Primary biliary cirrhosis (PBC) is a chronic liver disease that causes slow, progressive destruction of bile ducts in the liver. This destruction interferes with the excretion of bile. Continued liver inflammation causes scarring and eventually leads to
cirrhosis. Cirrhosis is present only in the later stage of the disease.
Primary biliary cirrhosis progressively destroys the system that drains bile from the liver into the intestines. Bile is a collection of waste products excreted by the liver. As the disease progresses it also scars the liver, leading to cirrhosis. Bile, a substance that helps digest fat, leaves the liver through these ducts. When the ducts are damaged, bile builds up in the liver and damages liver tissue. Over time, the disease can cause cirrhosis and may make the liver stop working.

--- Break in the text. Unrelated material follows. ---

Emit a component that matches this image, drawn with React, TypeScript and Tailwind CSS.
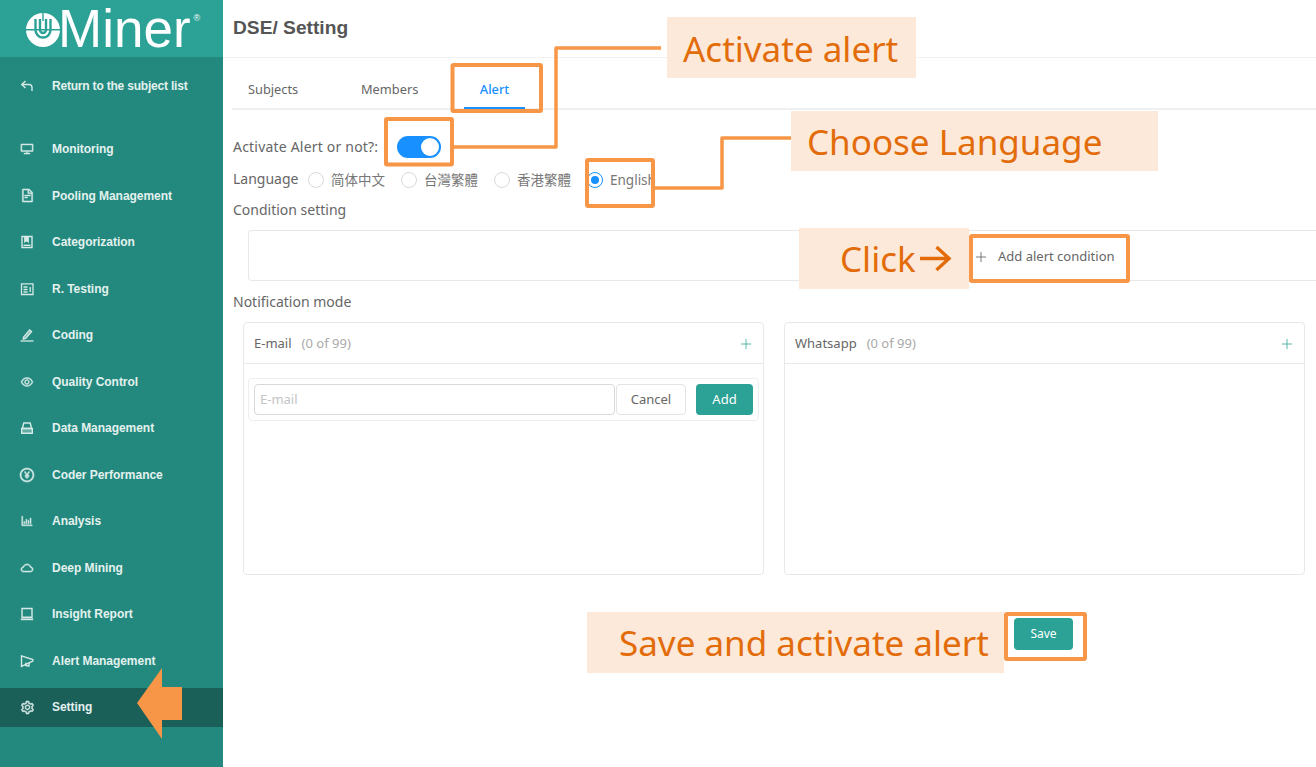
import { Plus } from 'lucide-react';
import {
  AiOutlineBarChart,
  AiOutlineCloud,
  AiOutlineDesktop,
  AiOutlineEye,
  AiOutlineFileText,
  AiOutlinePayCircle,
  AiOutlineSetting,
} from 'react-icons/ai';
import type { ReactNode } from 'react';

const ReturnIcon = () => (
  <svg viewBox="0 0 14 14" className="w-[14px] h-[14px]" fill="none" stroke="currentColor" strokeWidth="1.4">
    <path d="M5.5 2 1.8 5.5 5.5 9" />
    <path d="M1.8 5.5H9a3 3 0 0 1 3 3V12" />
  </svg>
);

const BookIcon = () => (
  <svg viewBox="0 0 14 14" className="w-[14px] h-[14px]" fill="none" stroke="currentColor" strokeWidth="1.4">
    <path d="M2 1.5h10v11H2z" />
    <path d="M4.8 1.5v5.2l1.7-1.2 1.7 1.2V1.500" fill="currentColor" />
    <path d="M3.5 10.300h7" />
  </svg>
);

const TestIcon = () => (
  <svg viewBox="0 0 14 14" className="w-[14px] h-[14px]" fill="none" stroke="currentColor" strokeWidth="1.3">
    <path d="M1.500 1.800h11.500v10.700H1.500z" />
    <path d="M3.500 5h4M3.500 7.500h4M3.500 10h4M10.200 5v5" />
  </svg>
);

const PenIcon = () => (
  <svg viewBox="0 0 14 14" className="w-[14px] h-[14px]" fill="none" stroke="currentColor" strokeWidth="1.3">
    <path d="M3.500 9.200 9.600 1.800l2 1.700-5.900 7-2.500.6z" fill="currentColor" fillOpacity="0.55" />
    <path d="M.5 13h13" />
  </svg>
);

const DriveIcon = () => (
  <svg viewBox="0 0 14 14" className="w-[14px] h-[14px]" fill="none" stroke="currentColor" strokeWidth="1.4">
    <path d="M3.800 2h6.400L11.600 7.500H2.400z" />
    <path d="M1.700 7.500h10.600v4.800H1.700z" fill="currentColor" fillOpacity="0.35" />
  </svg>
);

const LaptopIcon = () => (
  <svg viewBox="0 0 14 14" className="w-[14px] h-[14px]" fill="none" stroke="currentColor" strokeWidth="1.4">
    <path d="M2 1.500h10v8.800H2z" />
    <path d="M.8 12.300h12.400" strokeWidth="1.800" />
  </svg>
);

const MegaphoneIcon = () => (
  <svg viewBox="0 0 14 14" className="w-[14px] h-[14px]" fill="none" stroke="currentColor" strokeWidth="1.4">
    <path d="M1.500 1.800 12.800 5.500v1.600L1.500 12.400z" />
    <path d="M6 8.600 5.600 11.500l3.200.6.600-4" />
  </svg>
);

const heavy = 'stroke-[36]';

const menu: { label: string; icon: ReactNode }[] = [
  { label: 'Monitoring', icon: <AiOutlineDesktop size={14} className={heavy} /> },
  { label: 'Pooling Management', icon: <AiOutlineFileText size={15} className={heavy} /> },
  { label: 'Categorization', icon: <BookIcon /> },
  { label: 'R. Testing', icon: <TestIcon /> },
  { label: 'Coding', icon: <PenIcon /> },
  { label: 'Quality Control', icon: <AiOutlineEye size={14} className={heavy} /> },
  { label: 'Data Management', icon: <DriveIcon /> },
  { label: 'Coder Performance', icon: <AiOutlinePayCircle size={16} className={heavy} /> },
  { label: 'Analysis', icon: <AiOutlineBarChart size={14} className={heavy} /> },
  { label: 'Deep Mining', icon: <AiOutlineCloud size={14} className={heavy} /> },
  { label: 'Insight Report', icon: <LaptopIcon /> },
  { label: 'Alert Management', icon: <MegaphoneIcon /> },
  { label: 'Setting', icon: <AiOutlineSetting size={15} className={heavy} /> },
];

function MenuItem({ label, icon, active, tight }: { label: string; icon: ReactNode; active?: boolean; tight?: boolean }) {
  return (
    <div
      className={`h-[39px] shrink-0 flex items-center pl-[19px] text-[12px] font-bold text-[#e3f1ef] ${
        tight ? 'tracking-[-0.2px]' : 'tracking-[-0.04px]'
      } ${active ? 'bg-[#1b5f59]' : ''}`}
    >
      <span className="w-[16px] flex justify-center text-[#d5e9e6]">{icon}</span>
      <span className="ml-[17px]">{label}</span>
    </div>
  );
}

function Logo() {
  return (
    <div className="h-[57px] bg-[#2ba295] flex items-center pl-[26px] text-white">
      <svg viewBox="0 0 34 34" className="w-[34px] h-[34px] shrink-0 mt-[3px]">
        <circle cx="17" cy="17" r="17" fill="#fff" />
        <path d="M0 16h34v1.400H0zM16.300 0h1.400v8h-1.400z" fill="#2ba295" />
        <path d="M9.500 6v11a7.500 7.500 0 0 0 15 0V6" fill="none" stroke="#2ba295" strokeWidth="2.400" />
        <path d="M14 6v11a3 3 0 0 0 6 0V6" fill="none" stroke="#2ba295" strokeWidth="2.400" />
      </svg>
      <span className="ml-[-2px] text-[53px] leading-[57px] font-['Liberation_Sans',sans-serif]">Miner</span>
      <span className="ml-[3px] mb-[20px] text-[9px] leading-none">®</span>
    </div>
  );
}

function Radio({ label, checked }: { label: string; checked?: boolean }) {
  return (
    <div className="flex items-center w-[93px]">
      <span
        className={`w-[16px] h-[16px] rounded-full border flex items-center justify-center bg-white ${
          checked ? 'border-[#1890ff]' : 'border-[#d9d9d9]'
        }`}
      >
        {checked && <span className="w-[8px] h-[8px] rounded-full bg-[#1890ff]" />}
      </span>
      <span className="ml-[7px] text-[13.5px] text-[#777] whitespace-nowrap">{label}</span>
    </div>
  );
}

function NotifyCard({ title, children }: { title: string; children?: ReactNode }) {
  return (
    <div className="w-[521px] h-[253px] border border-[#e8e8e8] rounded-[4px]">
      <div className="h-[41px] border-b border-[#e8e8e8] flex items-center justify-between pl-[10px] pr-[9px] pt-[1px]">
        <div className="text-[13px]">
          <span className="text-[#666]">{title}</span>
          <span className="ml-[10px] text-[#aaa]">(0 of 99)</span>
        </div>
        <Plus className="w-[16px] h-[16px] text-[#4fb0a5]" strokeWidth={1.4} />
      </div>
      {children}
    </div>
  );
}

function Callout({ className, children }: { className: string; children: ReactNode }) {
  return (
    <div
      className={`absolute bg-[#fde9d9] text-[#e36c0a] text-[35px] leading-none flex items-center whitespace-nowrap font-['Noto_Sans',sans-serif] ${className}`}
    >
      {children}
    </div>
  );
}

export default function App() {
  return (
    <div className="relative w-[1316px] h-[767px] overflow-hidden flex bg-white font-['Noto_Sans','Noto_Sans_CJK_TC',sans-serif]">
      <aside className="w-[223px] shrink-0 bg-[#23897e] font-['Liberation_Sans',sans-serif]">
        <Logo />
        <div className="pt-[9.500px] pb-[24px]">
          <MenuItem label="Return to the subject list" icon={<ReturnIcon />} tight />
        </div>
        <div className="flex flex-col gap-[7.500px]">
          {menu.map((m) => (
            <MenuItem key={m.label} label={m.label} icon={m.icon} active={m.label === 'Setting'} />
          ))}
        </div>
      </aside>

      <main className="flex-1 min-w-0">
        <div className="h-[58px] border-b border-[#f2f2f2] flex items-center pl-[10px]">
          <h1 className="text-[19.200px] font-bold text-[#555] font-['Liberation_Sans',sans-serif]">DSE/ Setting</h1>
        </div>

        <div className="ml-[9px] h-[52px] border-b-2 border-[#f0f0f0] flex text-[12.800px] text-[#666]">
          <div className="w-[129px] pl-[16px] pt-[22px]">Subjects</div>
          <div className="w-[103px] pt-[22px]">Members</div>
          <div className="relative w-[61px] text-center pt-[22px] font-medium text-[#1890ff]">
            Alert
            <div className="absolute left-0 right-0 bottom-[-1px] h-[2px] bg-[#1890ff]" />
          </div>
        </div>

        <div className="pl-[10px]">
          <div className="mt-[25px] h-[24px] flex items-center text-[14px] text-[#666]">
            <span className="tracking-[0.2px] mt-[-2px]">Activate Alert or not?:</span>
            <span className="ml-[19px] w-[44px] h-[22px] rounded-full bg-[#1890ff] flex items-center justify-end pr-[2px]">
              <span className="w-[18px] h-[18px] rounded-full bg-white" />
            </span>
          </div>
          <div className="mt-[9px] h-[24px] flex items-center text-[14px] text-[#666]">
            <span className="w-[75px] mt-[-3px]">Language</span>
            <Radio label="简体中文" />
            <Radio label="台灣繁體" />
            <Radio label="香港繁體" />
            <Radio label="English" checked />
          </div>
          <div className="mt-[7px] h-[20px] flex items-center text-[14px] text-[#666]">Condition setting</div>

          <div className="ml-[15px] mt-[11px] h-[51px] border border-[#e8e8e8] rounded-l-[4px] border-r-0 flex items-center">
            <div className="ml-[724px] mt-[2px] flex items-center text-[13px] text-[#666]">
              <Plus className="w-[16px] h-[16px]" strokeWidth={1.3} />
              <span className="ml-[9px]">Add alert condition</span>
            </div>
          </div>

          <div className="mt-[10px] h-[20px] flex items-center text-[14px] text-[#666]">Notification mode</div>

          <div className="ml-[10px] mt-[11px] flex gap-[20px]">
            <NotifyCard title="E-mail">
              <div className="mx-[4px] mt-[14px] h-[43px] border border-[#eee] rounded-[4px] flex items-center pl-[5px] text-[13px]">
                <div className="w-[361px] h-[31px] border border-[#d9d9d9] rounded-[4px] flex items-center pl-[5px] text-[#c4c4c4]">
                  E-mail
                </div>
                <button className="ml-[1px] w-[70px] h-[31px] border border-[#e3e3e3] rounded-[4px] text-[#666]">Cancel</button>
                <button className="ml-[10px] w-[57px] h-[31px] rounded-[4px] bg-[#2ba295] text-white">Add</button>
              </div>
            </NotifyCard>
            <NotifyCard title="Whatsapp" />
          </div>

          <div className="mt-[43px] ml-[781px] w-[59px] h-[32px] rounded-[4px] bg-[#2ba295] text-white text-[12px] flex items-center justify-center">
            Save
          </div>
        </div>
      </main>

      {/* orange tutorial marks drawn on top of the screenshot */}
      <svg className="absolute left-0 top-0 pointer-events-none" width="1316" height="767" fill="none" stroke="#f79646" strokeWidth="4">
        <polyline points="454,147 556,147 556,48 661,48" strokeLinejoin="round" strokeWidth="3.500" />
        <polyline points="655,188 722,188 722,138 791,138" strokeLinejoin="round" strokeWidth="3.500" />
        <rect x="452.500" y="65" width="88.500" height="46" rx="1" />
        <rect x="386" y="119" width="66" height="45.500" rx="1" />
        <rect x="587" y="160" width="66" height="46" rx="1" />
        <rect x="971" y="236" width="157" height="45" rx="1" />
        <rect x="1006" y="614" width="79" height="45" rx="1" />
        <polygon points="137,703 162,668 162,687 182,687 182,720 162,720 162,739" fill="#f79646" stroke="none" />
      </svg>

      <Callout className="left-[667px] top-[17px] w-[249px] h-[61px] pl-[16px] pt-[1px]">Activate alert</Callout>
      <Callout className="left-[791px] top-[111px] w-[367px] h-[60px] pl-[16px]">Choose Language</Callout>
      <Callout className="left-[799px] top-[228px] w-[170px] h-[61px] pl-[41px]">
        Click
        <svg viewBox="0 0 34 30" className="w-[33px] h-[29px] ml-[3px]" fill="none" stroke="#e36c0a" strokeWidth="3.500">
          <path d="M1 15h30M18 3l13 12-13 12" />
        </svg>
      </Callout>
      <Callout className="left-[587px] top-[612px] w-[417px] h-[61px] pl-[32px]">Save and activate alert</Callout>
    </div>
  );
}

Bile contains substances required for digestion and absorption of fat called bile acids, as well as other compounds that are waste products, such as the pigment bilirubin. (Bilirubin is a yellow-orange compound produced by the breakdown of hemoglobin from old red blood cells.) Bile is stored in the gallbladder between meals and discharged into the small intestine during digestion of the meals.
Although the cause of this serious condition is not known, it has many features to suggest that it is an autoimmune disease. Autoimmunity describes the process whereby the body's defense mechanisms are turned against itself. The immune system is supposed to recognize and attack only dangerous foreign invaders like germs, but many times it attacks, for no apparent reason, the cells of the body itself. Autoimmune reactions occur in many different tissues of the body, creating a great variety of diseases.
Women are affected 10 times more frequently than men. The disease usually is first diagnosed in people 30 to 60 years old. Many patients have no symptoms of disease and are diagnosed by finding an abnormality on routine liver blood tests. Itching and fatigue are common symptoms. Other signs include jaundice, cholesterol deposits in the skin, fluid accumulation and darkening of the skin. Several other disorders are often associated with PBC. The most common are impaired functioning of the tear and salivary glands, causing dry eyes or mouth. Arthritis and thyroid problems may also be present. Bone softening and fragility leading to fractures can occur in late stages of the disease.